SANTA ANA, Calif. – Among the top consumer health trends expected to make headlines in 2012 is the rise of Flexitarians — people who reduce their meat intake for health reasons but still occasionally consume animal protein, according to a leading national research group studying health-related attitudes and behavior in America.
Observational studies were used by The Values Institute at DGWB, a social science research entity based in Santa Ana, Calif., to identify five health and wellness trends Americans are most likely to embrace in 2012.
The top-five consumer health trends for 2012 are:
1. The recent surge in the popularity of liquid energy shots like Red Bull, Monster and 5-Hour Energy should continue. These products are becoming more popular with seniors and are far beyond a Millennial-only trend, as witnessed by 5-Hour's partnership with actor John Ratzenberger of “Cheers” fame. However, there is a potential for a backlash as health-seeking consumers look for the same boost from 100 percent natural sources with familiar ingredients, such as green tea extract, vitamins, whole grains, raw foods like bananas and dates plus specifically designed products like Jamba Juice and V8 Energy Shots.

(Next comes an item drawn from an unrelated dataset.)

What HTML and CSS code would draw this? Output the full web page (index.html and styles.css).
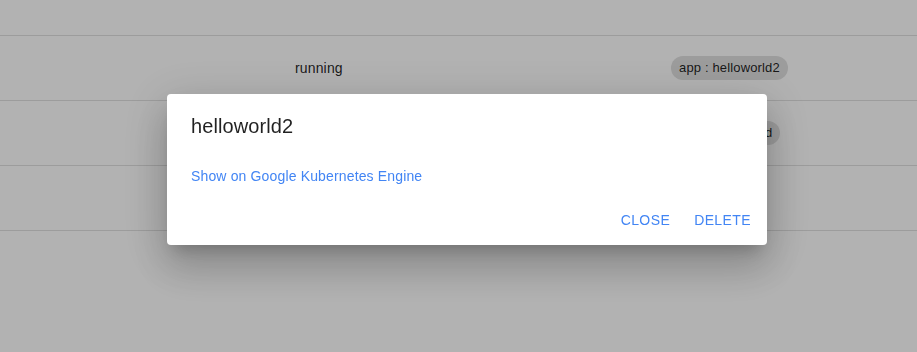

2. Just as fitness and diet were to the 1980s and 1990s, enhancing sleep may be to this decade. More consumers are expected to connect health and sleep in 2012 as they discover new evidence linking inadequate sleep with weight gain, high blood pressure, depression and lowered immunity. Most Americans (76 percent) want to improve their quantity and quality of the sleep; two-thirds of all women have regular sleep problems, according to the National Sleep Foundation. And the World Association of Sleep Medicine claims sleep deprivation affects the quality of life of 45 percent of the world's population.
3. Although the US vegetarian/vegan population will remain small, more consumers are expected to become "Flexitarians," people who reduce their meat intake for health reasons but still occasionally enjoy animal protein, in 2012. One example of this trend is the growing popularity and social media following of the Meatless Monday initiative, developed in association with John Hopkins' Bloomberg School of Public Health.
4. Americans often lack the motivation and accountability to make exercise a part of their regular routine, even though they realize they need it. New social-media platforms offer this encouragement digitally. For example, Stikk.com empowers consumers to create Commitment Contracts to lose weight, exercise regularly or quit smoking.
5. The DIY (do it yourself) health movement that started as a backlash to high medical costs and impersonal service will continue to surface in 2012 as smartphone applications enabling consumers to monitor their health anytime they desire gain in popularity.